The purpose of these notes is to enhance your understanding of and depth of engagement with the texts we will study in the course. The topic of each note must be the text that is the focus of discussion for that week. Although it must be written in complete sentences, the note is not an essay; it need not have a thesis statement, conventionally designed paragraphs, and so on.

The format for these weekly assignments is very specific: ask a question and explain how this question arises from your careful reading of the text. Length 250-300 words. In writing your seminar notes, avoid all of the following: making a list of many features rather than staying firmly focused on one, merely summarizing or describing the text, and making a merely personal response to the work. It may come as a surprise, but whether you like or don't like a text will be the least interesting comment you can make about it. The professors will be more keen to see your understanding of a work than to know your personal preferences. Finally, don't stray from the topic of the week: each seminar note must be squarely focused on the text, not on you, the world, or life in general; choose a subject whose discussion would open the text to our further understanding of it, rather than one that will encourage us to talk about something else entirely.

Seminar notes should be typed. Ensure that you leave space for your instructor to write comments on your notes (leave generous margins and double space your notes). Take care to proofread your notes for spelling and grammar.

You should note very clearly that seminar notes are required even for those seminars in which you are not present . Your seminar leader will not be reminding you regularly of this point, so please remember to submit the seminar note. If you are absent from the seminar when the note is due, then hand it in as soon as you return to the group (or email it to your seminar leader before you return).

Note  : It is important to submit  all  six of the seminar notes. Imagine a student who received 75% on four of the six seminar notes. If she completes the remaining two notes and also gets 75% on these notes, her seminar note grade would be 7.5/10. Alternately, if she neglects to hand in the remaining two notes, her grade would drop to 5/10.

The Art Project

For the art project you can choose to analyze a piece of art or create an original piece of art. Should you choose to produce a piece of art, your project should include a 250 word explanation of the project. Should you choose to analyze a piece of art, your analysis should be approximately 750 words (about 3 pages typed in 12-point font, double-spaced). You should also include a copy of the art being discussed. Note that each student will be asked to provide a commentary on their art project or analysis in seminar.

Choose one of the following two options:

1. Choose a piece of art from any era and analyze it as a commentary on good and evil. What does the art say about how good and evil is to be represented?

2. Create an image (in any medium, including photography) inspired by the themes of this course: knowledge, good and evil. Accompany your image with an explanatory analysis.

The Examination

The examination at the end of the semester (during examination week) will require two short essays on some of the texts we have studied in class. More details about the content and format of the examination will be provided in seminar towards the end of the semester. The examination will last three hours. The date and time of the examination will be determined by the Registrar, who publishes an exam schedule later in the semester.

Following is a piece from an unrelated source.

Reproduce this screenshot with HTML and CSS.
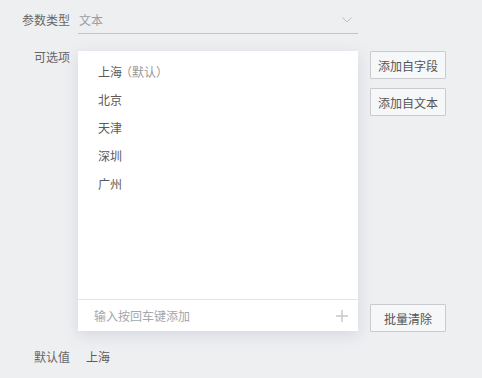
FILE: index.html
```html
<!DOCTYPE html>
<html lang="zh-CN">
<head>
    <meta charset="UTF-8">
    <title>参数设置</title>
    <link rel="stylesheet" href="styles.css">
</head>
<body>
    <div class="param-form">
        <div class="form-row">
            <label class="row-label">参数类型</label>
            <div class="select-box">
                <span class="select-value">文本</span>
                <svg class="select-arrow" width="10" height="6" viewBox="0 0 10 6">
                    <path d="M0.5 0.5 L5 5 L9.5 0.5" fill="none" stroke="#b8bcc4" stroke-width="1"/>
                </svg>
            </div>
        </div>

        <div class="form-row options-row">
            <label class="row-label">可选项</label>
            <div class="options-card">
                <ul class="option-list">
                    <li>上海<span class="tag-default">（默认）</span></li>
                    <li>北京</li>
                    <li>天津</li>
                    <li>深圳</li>
                    <li>广州</li>
                </ul>
                <div class="option-input">
                    <input type="text" placeholder="输入按回车键添加">
                    <svg class="add-icon" width="12" height="12" viewBox="0 0 12 12">
                        <path d="M6 0 V12 M0 6 H12" stroke="#c4c7cc" stroke-width="1.4"/>
                    </svg>
                </div>
            </div>
            <div class="side-actions">
                <button type="button">添加自字段</button>
                <button type="button">添加自文本</button>
                <button type="button" class="btn-clear">批量清除</button>
            </div>
        </div>

        <div class="form-row default-row">
            <label class="row-label">默认值</label>
            <span class="default-value">上海</span>
        </div>
    </div>
</body>
</html>
```

FILE: styles.css
```css
body {
    margin: 0;
    background-color: #eeeff1;
    font-family: "Noto Sans CJK SC", "Noto Sans", sans-serif;
    font-size: 12px;
    color: #555;
}

.param-form {
    padding-top: 8px;
}

.form-row {
    display: flex;
    align-items: flex-start;
}

.row-label {
    width: 70px;
    margin-right: 8px;
    text-align: right;
    color: #666;
    line-height: 24px;
    flex-shrink: 0;
}

.select-box {
    width: 280px;
    height: 26px;
    box-sizing: border-box;
    border-bottom: 1px solid #b3c3f4;
    display: flex;
    align-items: center;
    justify-content: space-between;
    padding: 0 4px 2px 1px;
}

.select-value {
    color: #9a9da3;
}

.select-arrow {
    margin-right: 2px;
}

.options-row {
    margin-top: 17px;
}

.options-row .row-label {
    line-height: 12px;
}

.options-card {
    width: 280px;
    height: 280px;
    background-color: #fff;
    box-shadow: 0 4px 14px rgba(120, 130, 160, 0.22);
    display: flex;
    flex-direction: column;
}

.option-list {
    list-style: none;
    margin: 0;
    padding: 7px 0 0 20px;
    flex: 1;
}

.option-list li {
    height: 28px;
    line-height: 28px;
    color: #5a5a5a;
}

.tag-default {
    color: #999;
    margin-left: -2px;
}

.option-input {
    height: 31px;
    border-top: 1px solid #e3e4e7;
    display: flex;
    align-items: center;
    padding: 0 10px 0 16px;
}

.option-input input {
    flex: 1;
    border: none;
    outline: none;
    font-family: inherit;
    font-size: 12px;
    color: #555;
    padding: 0;
    background: transparent;
}

.option-input input::placeholder {
    color: #a4a7ad;
}

.side-actions {
    margin-left: 12px;
    height: 280px;
    display: flex;
    flex-direction: column;
    gap: 9px;
}

.side-actions button {
    width: 76px;
    height: 28px;
    padding: 0;
    font-family: inherit;
    font-size: 12px;
    color: #555;
    background-color: #f6f7f9;
    border: 1px solid #c9cbcf;
    border-radius: 1px;
}

.side-actions .btn-clear {
    margin-top: auto;
    margin-bottom: -1px;
}

.default-row {
    margin-top: 14px;
}

.default-value {
    line-height: 24px;
    margin-left: 8px;
    color: #5a5a5a;
}
```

A Note on Plagiarism and Academic Misconduct

The work a student hands in for marking must be his or her own work. While students will be strongly encouraged to work together, to review each other's work, and to give each other assistance, the instructors expect that no student will directly copy another student's work or borrow material form secondary sources without acknowledgement (note that you must acknowledge sources, even if you translate the information into your own words). This point applies equally to essays and seminar notes. If you are at all unclear as to what constitutes plagiarism and other forms of serious academic misconduct, please consult VIU's Student Academic Code of Conduct  .

The penalties for plagiarism, fabrication, and cheating are severe. Should an instructor determine that such misconduct has occurred intentionally, it will be reported to the Dean. Consequences ranging from a failing grade for the course to notes added to students' permanent records and suspension from the institution may ensue. See the above Code of Conduct for details on the procedures for dealing with such intentional misconduct.

Some General Matters

The Liberal Studies department offers courses in the second, third, and fourth years of the BA program. In Building 355, where most Liberal Studies classes take place, there is a student lounge for all students in Liberal Studies and First Nations classes. You can use this facility for private study or social groups. It is a good place to mingle with Liberal Studies students and First Nations students.

Students are expected to arrive on time and stay for the full duration of the lecture or seminar. If you have to leave early or arrive late, please do so as quietly as possible. You do not have to ask permission. However, if you regularly arrive late or leave early, the instructors will want to know why you have to interrupt classes in this way.

Libby McGrattan provides special administrative assistance to the Liberal Studies program. Her office is Room 322 of Building 355. If you have any problems you want resolved, you should not take them to her immediately. Try contacting your instructor first. The Dean in charge of the program is John Black . His office is on the third floor in Building 356.